By the time you’ve finished reading, Dave Weagle will have conjured up another suspension design and Evil will have added another eight links to their latest sled in the pursuit of good performing suspension. They may as well not bother. The Virtual Pivot Point is and has been the best suspension platform ever fitted to a push bike since it’s reinvention by Santa Cruz in 2001. How many other bike companies have stuck with the same design for 15 years?
My VP Free was conceived during Santa Cruz’s hay day and produced from 2004-2008. There were no Chinese plastic bike options then and bikes were welded with love in either Portland, Oregon or Seattle.
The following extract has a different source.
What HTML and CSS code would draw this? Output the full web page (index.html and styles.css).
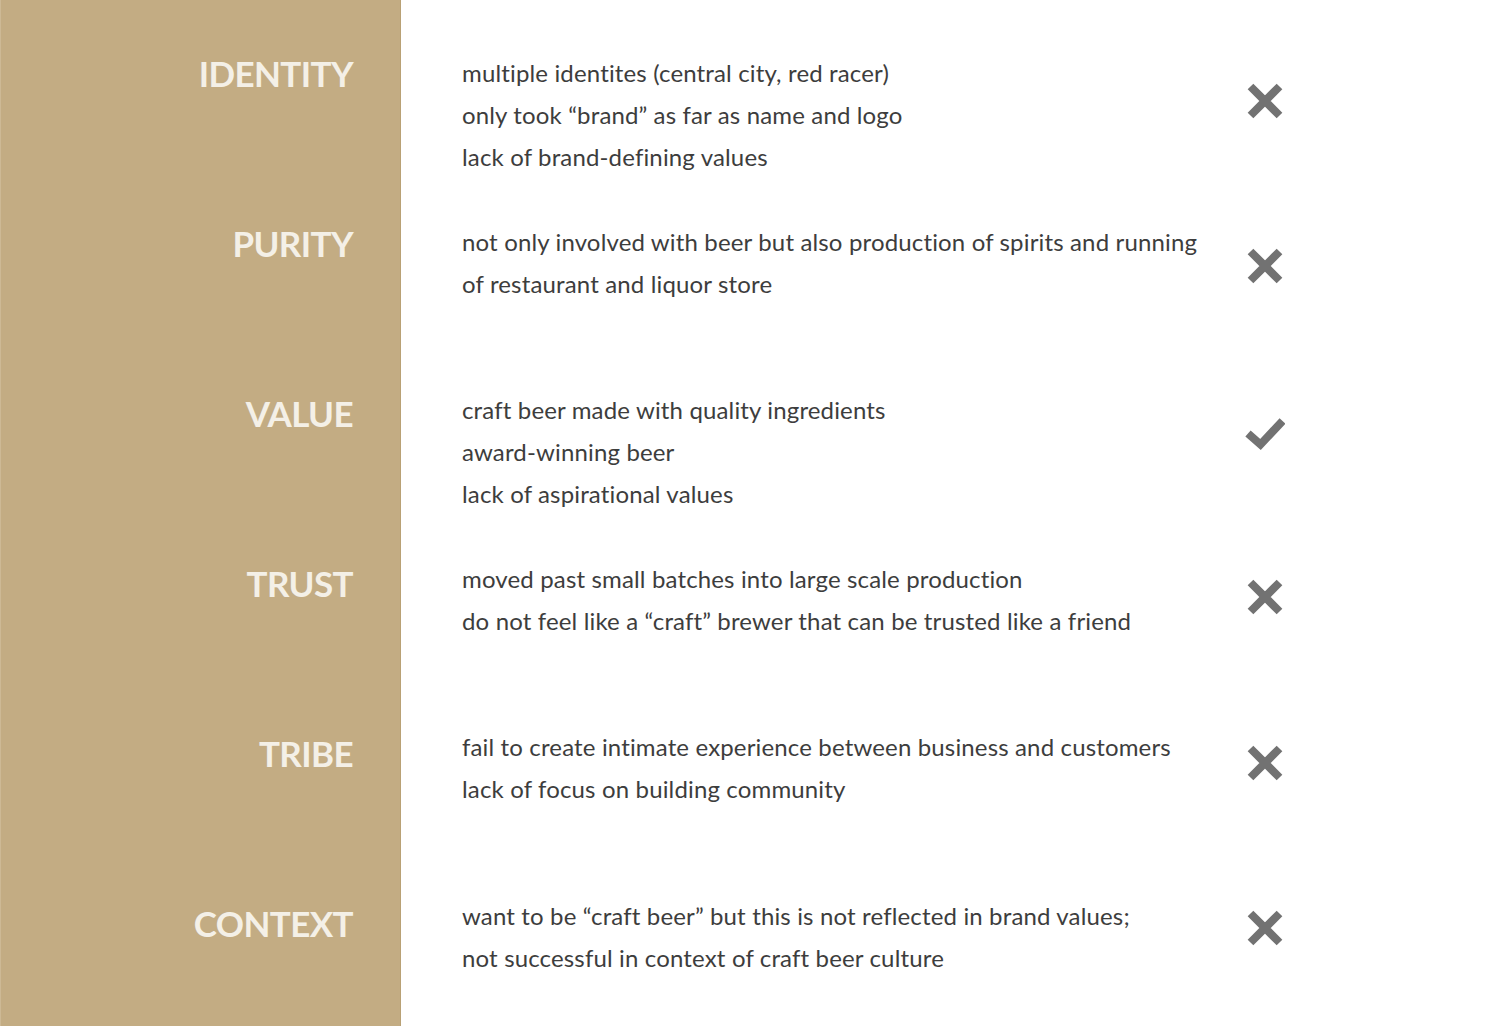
FILE: index.html
```html
<!DOCTYPE html>
<html>
<head>
<meta charset="utf-8">
<link rel="stylesheet" href="styles.css">
</head>
<body>
<div class="page">
  <aside class="sidebar">
    <div class="label">IDENTITY</div>
    <div class="label">PURITY</div>
    <div class="label">VALUE</div>
    <div class="label">TRUST</div>
    <div class="label">TRIBE</div>
    <div class="label">CONTEXT</div>
  </aside>
  <main class="main">
    <div class="notes">
      <div class="note">
        <p>multiple identites (central city, red racer)</p>
        <p>only took “brand” as far as name and logo</p>
        <p>lack of brand-defining values</p>
      </div>
      <div class="note">
        <p>not only involved with beer but also production of spirits and running</p>
        <p>of restaurant and liquor store</p>
      </div>
      <div class="note">
        <p>craft beer made with quality ingredients</p>
        <p>award-winning beer</p>
        <p>lack of aspirational values</p>
      </div>
      <div class="note">
        <p>moved past small batches into large scale production</p>
        <p>do not feel like a “craft” brewer that can be trusted like a friend</p>
      </div>
      <div class="note">
        <p>fail to create intimate experience between business and customers</p>
        <p>lack of focus on building community</p>
      </div>
      <div class="note">
        <p>want to be “craft beer” but this is not reflected in brand values;</p>
        <p>not successful in context of craft beer culture</p>
      </div>
    </div>
    <div class="marks">
      <div class="mark"><svg class="icon" viewBox="0 0 40 40"><path d="M5.5 5.5 L34.5 34.5 M34.5 5.5 L5.5 34.5" /></svg></div>
      <div class="mark"><svg class="icon" viewBox="0 0 40 40"><path d="M5.5 5.5 L34.5 34.5 M34.5 5.5 L5.5 34.5" /></svg></div>
      <div class="mark"><svg class="icon" viewBox="0 0 40 40"><path d="M3 21.5 L15.5 32.5 L37.5 9" /></svg></div>
      <div class="mark"><svg class="icon" viewBox="0 0 40 40"><path d="M5.5 5.5 L34.5 34.5 M34.5 5.5 L5.5 34.5" /></svg></div>
      <div class="mark"><svg class="icon" viewBox="0 0 40 40"><path d="M5.5 5.5 L34.5 34.5 M34.5 5.5 L5.5 34.5" /></svg></div>
      <div class="mark"><svg class="icon" viewBox="0 0 40 40"><path d="M5.5 5.5 L34.5 34.5 M34.5 5.5 L5.5 34.5" /></svg></div>
    </div>
  </main>
</div>
</body>
</html>
```
FILE: styles.css
```css
html, body {
  margin: 0;
  padding: 0;
  background: #ffffff;
}
.page {
  display: flex;
  width: 1500px;
  height: 1026px;
  overflow: hidden;
}
.sidebar {
  width: 352px;
  flex: none;
  background: #c3ac83;
  border-left: 1px solid #cdb995;
  border-right: 1px solid #b9a175;
  padding-top: 53px;
  padding-right: 47px;
  box-sizing: content-box;
  display: flex;
  flex-direction: column;
  align-items: flex-end;
  overflow: hidden;
}
.label {
  height: 170px;
  flex: none;
  font-family: "Lato", "Liberation Sans", sans-serif;
  font-weight: 700;
  font-size: 35px;
  line-height: 40px;
  color: #f4f0e7;
  letter-spacing: -0.6px;
}
.main {
  flex: 1;
  display: flex;
  padding-left: 61px;
}
.notes {
  width: 760px;
  padding-top: 52px;
  display: flex;
  flex-direction: column;
}
.note {
  height: 168.6px;
  flex: none;
}
.note p {
  margin: 0;
  font-family: "Lato", "Liberation Sans", sans-serif;
  font-size: 24px;
  line-height: 42px;
  letter-spacing: 0.15px;
  color: #3d3d3d;
  white-space: nowrap;
}
.marks {
  margin-left: 23px;
  padding-top: 81px;
  display: flex;
  flex-direction: column;
  width: 40px;
}
.mark {
  height: 165.4px;
  flex: none;
}
.icon {
  width: 40px;
  height: 40px;
  display: block;
}
.icon path {
  fill: none;
  stroke: #727272;
  stroke-width: 8;
  stroke-linecap: butt;
  stroke-linejoin: miter;
}
```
The amazing sheet metal work in the rear end was the trickiest ever attempted by SC and delivered by a small company in Southern California. The Free was intended for Freeride and All Mountain use and sported 215mm rear travel and was designed to accept a triple chainring if one so desired. I bought mine used for the purpose of shuttling illegal DH tracks in Portland and the build it came with was a higher end stock option. All of those parts save the Chris King headset have been replaced.
Gone is the Progressive coil shock and Marzocchi 888 in favour of one of the last straight steerer Fox Float Talas and a DHX Air 5.0. A forum thread told me to install a shorter eye to eye shock with a shorter stroke to lower the BB, slacken the head angle and drop the travel to a more usable 190mm… I did, and given the longish top tube already, the geometry feels bang up to date.

This whole “148 Boost axle” business has me perplexed. The intent is to achieve a zero dish wheel while making way for more gears. The VP Free came with a 12×150 rear axle same as the V10, because DH wheels are truly zero dish and why change something that works?
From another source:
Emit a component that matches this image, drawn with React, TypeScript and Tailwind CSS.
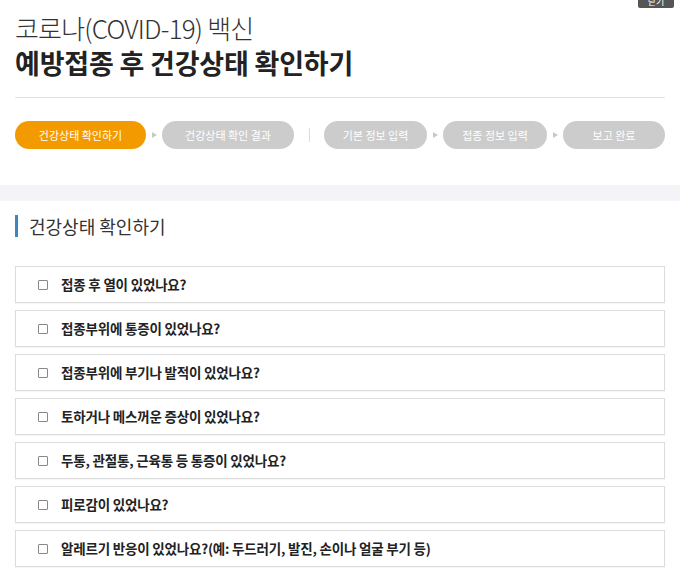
import React from "react";

const questions = [
  "접종 후 열이 있었나요?",
  "접종부위에 통증이 있었나요?",
  "접종부위에 부기나 발적이 있었나요?",
  "토하거나 메스꺼운 증상이 있었나요?",
  "두통, 관절통, 근육통 등 통증이 있었나요?",
  "피로감이 있었나요?",
  "알레르기 반응이 있었나요?(예: 두드러기, 발진, 손이나 얼굴 부기 등)",
];

function Arrow() {
  return (
    <div className="w-[16px] flex justify-center items-center">
      <div className="w-0 h-0 border-y-[3px] border-y-transparent border-l-[5px] border-l-[#c8c8c8]" />
    </div>
  );
}

function Pill({ label, active, w }: { label: string; active?: boolean; w: string }) {
  return (
    <div
      className={`${w} h-[28px] rounded-full flex items-center justify-center text-[11px] text-white ${
        active ? "bg-[#f39a00]" : "bg-[#cccccc]"
      }`}
    >
      {label}
    </div>
  );
}

export default function App() {
  return (
    <div
      className="relative w-[680px] h-[587px] bg-white overflow-hidden text-[#333]"
      style={{ fontFamily: '"Noto Sans CJK KR", "Noto Sans", sans-serif' }}
    >
      <div className="absolute right-[6px] top-[-8px] w-[36px] h-[16px] bg-[#555] rounded-b-[2px] text-[9px] text-white flex items-end justify-center leading-none pb-[2px]">
        닫기
      </div>
      <div className="px-[15px] pt-[10px]">
        <div className="text-[26px] font-light leading-[36px] tracking-[-0.8px] text-[#333]">코로나(COVID-19) 백신</div>
        <div className="text-[27px] font-bold leading-[34px] tracking-[-0.2px] text-[#222]">예방접종 후 건강상태 확인하기</div>
        <div className="mt-[17px] h-px bg-[#e3e3e3]" />
        <div className="mt-[23px] flex items-center">
          <Pill label="건강상태 확인하기" active w="w-[131px]" />
          <Arrow />
          <Pill label="건강상태 확인 결과" w="w-[132px]" />
          <div className="w-[30px] flex justify-center">
            <div className="w-px h-[14px] bg-[#dddddd]" />
          </div>
          <Pill label="기본 정보 입력" w="w-[103px]" />
          <Arrow />
          <Pill label="접종 정보 입력" w="w-[104px]" />
          <Arrow />
          <Pill label="보고 완료" w="flex-1" />
        </div>
      </div>
      <div className="mt-[36px] h-[16px] bg-[#f4f4f8]" />
      <div className="px-[15px]">
        <div className="mt-[14px] flex items-center h-[22px]">
          <div className="w-[3px] h-[22px] bg-[#3a87c3]" />
          <div className="ml-[11px] text-[18px] text-[#333] leading-none">건강상태 확인하기</div>
        </div>
        <div className="mt-[29px] flex flex-col gap-[7px]">
          {questions.map((q) => (
            <div
              key={q}
              className="h-[37px] border border-[#dcdcdc] flex items-center pl-[22px] shadow-[0_1px_1px_rgba(0,0,0,0.04)]"
            >
              <div className="w-[10px] h-[10px] border border-[#888] rounded-[1px] bg-white" />
              <div className="ml-[13px] text-[13.5px] font-bold text-[#222] tracking-[-0.2px]">{q}</div>
            </div>
          ))}
        </div>
      </div>
    </div>
  );
}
Hope brakes do the stopping and as good as the new Shimano offerings are (and they are really good) nothing stops and modulates like Hopes.

Gunsmoke Hope hubs laced to Spank rims with DT spokes wrapped in our old friend the Maxxis Minion get me rolling. Before you look into selling a kidney for some carbon rims, have a poke around at alloy offerings first as there are some really good quality ones to be had for much, much less.

11 speed sucks. It’s too expensive and too fiddly. 10 speed with a Hope T-Rex and SRAM XX rear D doesn’t suck. I run a 30 tooth for trail rides here in Alex and swap a 36 when hitting the Gondola.


I’ve spent 20 years in the bike industry, pedaled many different full sus rigs around and I’m still amazed at how well an old long travel bike like this pedals. It tips the scales at 14kg which for a bike like this is pretty good and starting with something used kept the cost down. I’ve spent around $3500 including the initial bike buy. I’ve said that ano purple is the fastest colour and I stand by that. However, orange is the plushest.